Recep Tayyip Erdogan Fast Facts | The Knowledge Dynasty

Recep Tayyip Erdogan Fast Facts

(CNN)Here’s a look at the life of Recep Tayyip Erdogan, president and former prime minister of Turkey.

Birth date:
February 26, 1954
Birth place: Istanbul, Turkey
    Birth name: Recep Tayyip Erdogan
    Father: Ahmet Erdogan, coastguard and sea captain
    Mother: Tenzile Erdogan
    Marriage: Emine (Gulbaran) Erdogan (July 4, 1978-present)
    Children: Two daughters and two sons
    Education: Marmara University, Faculty of Economics and Administrative Sciences, 1981
    Other Facts:
    Active in Islamist circles in the 1970s and 1980s.
    Before his political career, Erdogan was a semi-professional football (soccer) player.
    Erdogan is considered a polarizing figure: supporters say he has improved the Turkish economy, introduced political reform, and has made significant progress in ending the 30 years of guerrilla war with Kurdish separatists.
    Critics have accused Erdogan of autocratic tendencies, corruption and extravagance, including the 1,000 room-plus palace he built on publicly protected land.
    Erdogan has also been heavily criticized for failing to protect women’s and human rights, curbing freedom of speech and attempting to curb Turkey’s secular identity.
    Under Erdogan and his ruling Justice and Development Party (AKP), Turkey has lifted restrictions on public expression of religion, including ending the ban on women wearing Islamic-style headscarves.
    Has called social media “the worst menace to society.”
    1984 –
    Elected as a district head of the Welfare Party.
    1985 – Elected as the Istanbul Provincial Head of the Welfare Party and becomes a member of the central executive board of the party.

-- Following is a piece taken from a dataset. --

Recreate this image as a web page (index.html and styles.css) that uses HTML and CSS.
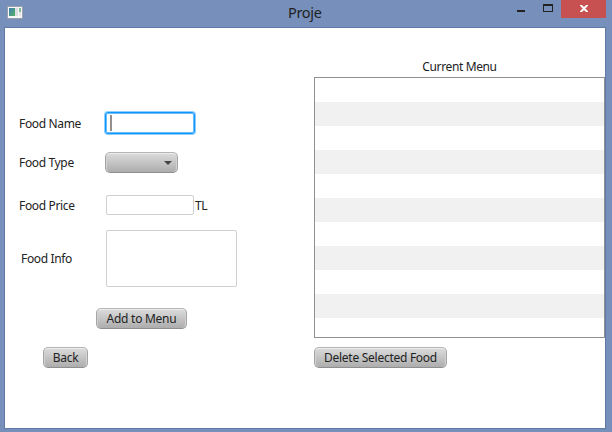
FILE: index.html
```html
<!DOCTYPE html>
<html lang="en">
<head>
<meta charset="utf-8">
<title>Proje</title>
<link rel="stylesheet" href="styles.css">
</head>
<body>
<div class="window">
  <header class="titlebar">
    <svg class="app-icon" width="16" height="13" viewBox="0 0 16 13">
      <defs><linearGradient id="g" x1="0" y1="0" x2="1" y2="1"><stop offset="0" stop-color="#3d7fae"/><stop offset="1" stop-color="#55b267"/></linearGradient></defs>
      <rect x=".5" y=".5" width="15" height="12" fill="#f7f7f7" stroke="#9a9fac"/>
      <rect x="2" y="2" width="6" height="8" fill="url(#g)"/>
      <rect x="8" y="2" width="3" height="8" fill="#dcdee0"/>
      <rect x="12" y="2" width="2" height="4" fill="#7dbb9b"/>
      <rect x="12" y="6" width="2" height="4" fill="#e4e6e8"/>
    </svg>
    <h1 class="title">Proje</h1>
    <div class="controls">
      <svg width="61" height="18" viewBox="0 0 61 18" shape-rendering="crispEdges">
        <rect x="17" y="10" width="8" height="2" fill="#222"/>
        <path d="M43 4h10v8H43zM44 6v5h8V6z" fill="#222" fill-rule="evenodd"/>
      </svg>
      <div class="close">
        <svg width="8" height="7" viewBox="0 0 8 7"><path d="M0 0h2l2 2 2-2h2v.7L5.300 3.500 8 6.300V7H6L4 5 2 7H0v-.7L2.700 3.500 0 .7z" fill="#fff"/></svg>
      </div>
    </div>
  </header>
  <main class="client">
    <section class="form">
      <div class="row name"><span class="label">Food Name</span><div class="field focused"><i class="caret"></i></div></div>
      <div class="row type"><span class="label">Food Type</span><div class="button combo"><svg width="8" height="4" viewBox="0 0 8 4"><path d="M0 0h8L4 4z" fill="#444"/></svg></div></div>
      <div class="row price"><span class="label">Food Price</span><div class="field"></div><span class="unit">TL</span></div>
      <div class="row info"><span class="label">Food Info</span><div class="field"></div></div>
      <div class="button add"><span>Add to Menu</span></div>
      <div class="button back"><span>Back</span></div>
    </section>
    <section class="menu">
      <h2 class="caption">Current Menu</h2>
      <div class="list"></div>
      <div class="button delete"><span>Delete Selected Food</span></div>
    </section>
  </main>
</div>
</body>
</html>
```
FILE: styles.css
```css
* { box-sizing: border-box; }
body { margin: 0; font: 12px/16px "Noto Sans", "Open Sans", sans-serif; color: #222; }
h1, h2 { margin: 0; font-weight: 400; }
span, h1, h2 { white-space: nowrap; }
.window { width: 612px; height: 432px; background: #7690bb; overflow: hidden; }
.titlebar { height: 27px; display: grid; grid-template-columns: 288px 1fr auto; align-items: start; }
.app-icon { margin: 6px 0 0 7px; }
.title { font-size: 14.500px; line-height: 20px; margin-top: 2px; letter-spacing: -.3px; }
.controls { display: flex; width: 112px; }
.close { width: 45px; height: 18px; background: #c75050; display: flex; justify-content: center; padding-top: 5px; }
.client { margin-left: 4px; width: 602px; height: 402px; background: #fff; border: 1px solid #6079a5; display: grid; grid-template-columns: 309px 291px; }
.form { padding-top: 84px; display: flex; flex-direction: column; align-items: flex-start; }
.row { display: flex; align-items: center; padding-left: 14px; }
.label { width: 87px; letter-spacing: -.35px; }
.field { background: #fff; border: 1px solid #d0d0d0; border-radius: 2px; }
.name { height: 22px; }
.name .label { padding-top: 2px; }
.focused { width: 90px; height: 22px; margin-left: -1px; border: 1px solid #0f96ff; border-radius: 3px; box-shadow: inset 0 0 0 1px #6bbcfb, 0 0 0 1px #8fd0ff; }
.caret { display: block; width: 2px; height: 16px; margin: 2px 0 0 4px; background: #909090; }
.type { height: 21px; margin-top: 18px; }
.type .label { padding-top: 1px; }
.price { height: 20px; margin-top: 22px; }
.price .label, .unit { padding-top: 2px; }
.price .field { width: 88px; height: 20px; }
.unit { margin-left: 1px; letter-spacing: -.4px; }
.info { height: 57px; margin-top: 15px; padding-left: 16px; }
.info .label { width: 85px; padding-top: 1px; }
.info .field { width: 131px; height: 57px; }
.button { height: 21px; display: flex; align-items: center; justify-content: center; border: 1px solid; border-color: #b5b5b5 #a4a4a4 #8f8f8f; border-radius: 5px; background: linear-gradient(#dcdcdc, #adadad); box-shadow: inset 0 1px #ececec, inset 1px 0 #d2d2d2, inset -1px 0 #d2d2d2; letter-spacing: -.27px; }
.combo { width: 73px; margin-left: -1px; justify-content: flex-end; padding-right: 5px; }
.add { width: 91px; margin: 21px 0 0 91px; }
.back { width: 45px; margin: 18px 0 0 38px; }
.menu { display: flex; flex-direction: column; align-items: flex-start; padding-top: 31px; }
.caption { width: 291px; height: 18px; font-size: 12px; line-height: 16px; text-align: center; letter-spacing: -.37px; }
.list { width: 291px; height: 261px; border: 1px solid #909090; background: repeating-linear-gradient(#fff 0 24px, #f1f1f1 24px 48px); }
.delete { width: 133px; margin-top: 9px; }
```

    1994-1998 – Mayor of Istanbul.
    1998 – The Welfare Party is banned. Erdogan serves four months in prison for inciting religious hatred after reciting a controversial poem.

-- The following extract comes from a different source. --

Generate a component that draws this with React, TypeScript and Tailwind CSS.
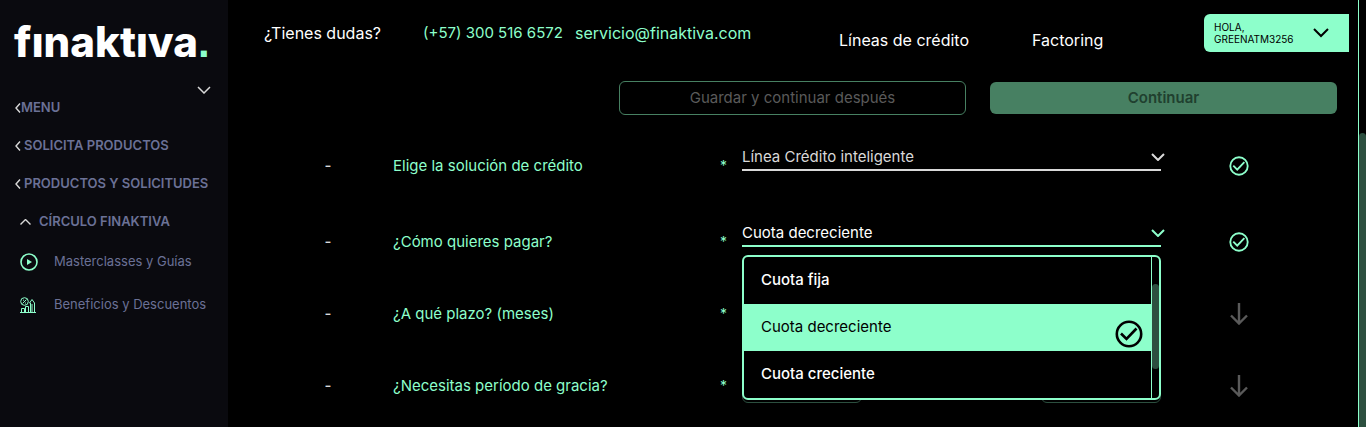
import { useState } from "react";
import type { ReactNode } from "react";

const OPTIONS = ["Cuota fija", "Cuota decreciente", "Cuota creciente"];

function Chevron({ className, d = "M1 1l6 6 6-6", box = "0 0 14 8" }: { className: string; d?: string; box?: string }) {
  return (
    <svg className={className} viewBox={box} fill="none" stroke="currentColor" aria-hidden="true">
      <path d={d} />
    </svg>
  );
}

function BackChevron() {
  return <Chevron className="h-[10px] w-[6px] stroke-[1.4] text-[#d9d9d9]" box="0 0 6 10" d="M5 .5L1 5l4 4.500" />;
}

function CheckCircle({ className }: { className: string }) {
  return (
    <svg className={className} viewBox="0 0 28 28" fill="none" stroke="currentColor" strokeWidth="2.6" aria-hidden="true">
      <circle cx="14" cy="14" r="12.2" />
      <path d="M6 13.500l5.500 5.500 10-10.500" />
    </svg>
  );
}

function ArrowDown() {
  return (
    <svg className="h-[22px] w-[18px] text-[#5a5a5a]" viewBox="0 0 18 22" fill="none" stroke="currentColor" strokeWidth="2.4" aria-hidden="true">
      <path d="M9 0v20M1 12.500l8 8 8-8" />
    </svg>
  );
}

function Growth() {
  return (
    <svg className="h-4 w-4 shrink-0" viewBox="0 0 16 16" fill="none" stroke="currentColor" aria-hidden="true">
      <circle cx="4.500" cy="4.500" r="3.800" />
      <path d="M2.500 6.500l4-4M3 3.200h1M5 6h1M0 15.500h16M1.500 15.500v-4h3v4M5.500 15.500v-6h3v6M10.500 15.500V6h-1l2.500-3.500L14.500 6v9.500M12 7v8" />
    </svg>
  );
}

function Select({ id, value, options, onChange, active }: { id: string; value: string; options: string[]; onChange: (v: string) => void; active?: boolean }) {
  return (
    <div className={active ? "flex items-center border-b-2 border-[#8dffcb] text-white" : "flex items-center border-b-2 border-[#d9d9d9] text-[#d9d9d9]"}>
      <select
        id={id}
        value={value}
        onChange={(e) => onChange(e.target.value)}
        className="h-6 min-w-0 flex-1 appearance-none bg-black text-[15px] outline-none"
      >
        {options.map((o) => (
          <option key={o}>{o}</option>
        ))}
      </select>
      <Chevron className={active ? "-mr-1 h-2 w-[14px] stroke-2 text-[#8dffcb]" : "-mr-1 h-2 w-[14px] stroke-2"} />
    </div>
  );
}

function Row({ height, label, htmlFor, done, children }: { height: string; label: string; htmlFor?: string; done?: boolean; children?: ReactNode }) {
  return (
    <div className={`grid grid-cols-[130fr_327fr_22px_419fr_155fr] items-center ${height}`}>
      <span className="text-center text-[15px] font-medium text-[#d9d9d9]">-</span>
      <label htmlFor={htmlFor} className="text-[15px] text-[#8dffcb]">{label}</label>
      <span className="text-sm text-[#8dffcb]">*</span>
      <div>{children}</div>
      <div className="flex justify-center text-[#8dffcb]">{done ? <CheckCircle className="h-5 w-5" /> : <ArrowDown />}</div>
    </div>
  );
}

export default function App() {
  const [credit, setCredit] = useState("Línea Crédito inteligente");
  const [quota, setQuota] = useState("Cuota decreciente");

  return (
    <div className="flex h-screen overflow-hidden bg-black font-['Inter',sans-serif] text-[15px] text-white">
      <aside className="w-[228px] shrink-0 bg-[#0a0a0f] text-[13px] text-[#6b7196]">
        <a href="#inicio" aria-label="finaktiva" className="flex h-[82px] items-baseline pt-4 pl-[14px] text-[42px] leading-[52px] font-extrabold text-white">
          fınaktıva<span className="font-['Liberation_Sans',sans-serif] font-bold text-[#8dffcb]">.</span>
        </a>
        <div className="flex justify-end pr-[17px]">
          <button type="button" aria-label="Contraer" className="flex h-4 items-center text-[#d9d9d9]">
            <Chevron className="h-2 w-[14px] stroke-[1.5]" />
          </button>
        </div>
        <nav className="flex flex-col pl-[15px] font-semibold">
          <a href="#menu" className="flex h-[19px] items-center"><BackChevron />MENU</a>
          <a href="#solicita" className="flex h-[57px] items-center gap-[3px]"><BackChevron />SOLICITA PRODUCTOS</a>
          <a href="#productos" className="flex h-[19px] items-center gap-[3px]"><BackChevron />PRODUCTOS Y SOLICITUDES</a>
          <a href="#circulo" className="flex h-[57px] items-center gap-2 pl-[5px]"><Chevron className="h-[6px] w-[11px] stroke-[1.4] text-[#d9d9d9]" box="0 0 11 6" d="M.5 5.500l5-5 5 5" />CÍRCULO FINAKTIVA</a>
          <a href="#masterclasses" className="flex h-6 items-center gap-4 pl-[5px] font-normal">
            <svg className="h-[18px] w-[18px] shrink-0 text-[#8dffcb]" viewBox="0 0 18 18" fill="none" stroke="currentColor" strokeWidth="1.6" aria-hidden="true">
              <circle cx="9" cy="9" r="8" />
              <path d="M7 6l5 3-5 3z" fill="currentColor" stroke="none" />
            </svg>
            Masterclasses y Guías
          </a>
          <a href="#beneficios" className="flex h-[62px] items-center gap-[18px] pl-[5px] font-normal"><span className="text-[#8dffcb]"><Growth /></span>Beneficios y Descuentos</a>
        </nav>
      </aside>

      <main className="min-w-0 flex-1">
        <header className="grid h-[66px] grid-cols-[159fr_152fr_264fr_193fr_172fr_145px] items-center pr-[9px] pl-9 text-base">
          <span>¿Tienes dudas?</span>
          <a href="tel:+573005166572" className="text-[15px] text-[#8dffcb]">(+57) 300 516 6572</a>
          <a href="mailto:servicio@finaktiva.com" className="text-[#8dffcb]">servicio@finaktiva.com</a>
          <a href="#lineas" className="pt-[14px]">Líneas de crédito</a>
          <a href="#factoring" className="pt-[14px]">Factoring</a>
          <button type="button" className="flex h-[38px] items-center justify-between rounded-l-md bg-[#8dffcb] pr-5 pl-[10px] text-left text-[10px] leading-3 text-black">
            <span>HOLA,<br />GREENATM3256</span>
            <Chevron className="h-[10px] w-4 stroke-2" box="0 0 16 10" d="M1 1l7 7 7-7" />
          </button>
        </header>

        <div className="flex items-center justify-end gap-6 pt-[15px] pr-[21px]">
          <button type="button" className="h-[34px] w-[347px] rounded-md border border-[#478062] text-[#5a5a5a]">Guardar y continuar después</button>
          <button type="button" className="h-8 w-[347px] rounded-md bg-[#478062] font-semibold text-[#20402f]">Continuar</button>
        </div>

        <form className="pt-[13px] pr-[42px] pl-[35px]">
          <Row height="h-[76px]" label="Elige la solución de crédito" htmlFor="credit" done>
            <div className="pb-4">
              <Select id="credit" value={credit} options={["Línea Crédito inteligente"]} onChange={setCredit} />
            </div>
          </Row>
          <Row height="h-[76px]" label="¿Cómo quieres pagar?" htmlFor="quota" done>
            <div className="pb-4">
              <div className="relative">
                <Select id="quota" value={quota} options={OPTIONS} onChange={setQuota} active />
                <div className="absolute inset-x-0 top-full z-10 mt-2 flex overflow-hidden rounded-md border-2 border-[#8dffcb] bg-black">
                  <ul role="listbox" aria-label="¿Cómo quieres pagar?" className="flex-1">
                    {OPTIONS.map((o) => (
                      <li key={o} role="option" aria-selected={o === quota}>
                        <button
                          type="button"
                          onClick={() => setQuota(o)}
                          className={
                            o === quota
                              ? "flex h-[47px] w-full items-center justify-between bg-[#8dffcb] pr-2 pl-[17px] text-left text-black"
                              : "flex h-[47px] w-full items-center justify-between pr-2 pl-[17px] text-left font-medium text-white"
                          }
                        >
                          {o}
                          {o === quota && <CheckCircle className="mt-3 h-7 w-7" />}
                        </button>
                      </li>
                    ))}
                  </ul>
                  <div className="w-2 border-l border-[#8dffcb] pt-[27px]">
                    <div className="h-[85px] rounded-full bg-[#2c4f3f]" />
                  </div>
                </div>
              </div>
            </div>
          </Row>
          <Row height="h-[68px]" label="¿A qué plazo? (meses)" />
          <Row height="h-[76px]" label="¿Necesitas período de gracia?">
            <div className="flex justify-between">
              <button type="button" aria-label="Sí" className="h-[34px] w-[120px] rounded-md border border-[#2c4f3f]" />
              <button type="button" aria-label="No" className="h-[34px] w-[120px] rounded-md border border-[#2c4f3f]" />
            </div>
          </Row>
        </form>
      </main>

      <div className="w-2 shrink-0 border-l border-[#8dffcb] pt-[133px]">
        <div className="h-full rounded-t-full bg-[#2c4f3f]" />
      </div>
    </div>
  );
}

    August 2001 – Co-founds the Islamist-rooted Justice and Development Party (AKP).
    2002-2003 – Erdogan’s AKP wins the majority of seats in parliamentary elections, and he is appointed prime minister.
    2003-2014 – Serves as prime minister.
    June 2011 – AKP wins by a wide margin in the parliamentary elections, securing a third term for Erdogan.
    June 2013 – Anti-government demonstrations target Erdogan’s policies, including his plan to turn a park into a mall, and call for political reforms. Thousands are reported injured in the clashes.
    December 2013 – Corruption probe begins which investigates more than 50 suspects, including members of Erdogan’s inner circle. The following month, the government dismisses 350 police officers amid the investigation. Ten months later, the prosecutor drops the inquiry.
    March 2014 – After Erdogan threatens to “eradicate” Twitter at a campaign rally, Turkey bans the social media site, and a two-week countrywide blackout ensues.
    August 10, 2014 – Erdogan is elected president during the first ever direct elections.
    August 28, 2014 – Erdogan’s presidential inauguration. While the presidential role is designed to be a ceremonial one, Erdogan has said he hopes to change the constitution that will see his remit extended.
    November 2014 – At a summit hosted by a women’s group in Istanbul, Erdogan says that women and men are not equal “because their nature is different.” It’s not the first time the Turkish leader has made controversial comments about women: he has previously told Turkish university students that they shouldn’t be “picky” when choosing a husband and has called on all Turkish women to have three children.
    June 7, 2015 – In Turkey’s parliamentary elections, AKP wins 41% of the vote. This falls short of the majority, disabling Erdogan’s hopes to transfer power from parliament to the presidency.
    July 15-16, 2016 – During an attempted coup by a faction of the military, at least 161 people are killed and 1,140 wounded. President Erdogan addresses the nation via FaceTime; speaking to a CNN Turk anchor on her phone so viewers can see it, he urges people to take to the streets to stand up to the military faction behind the uprising. Erdogan blames the coup attempt on cleric and rival Fethullah Gulen, who lives in self-imposed exile in Pennsylvania.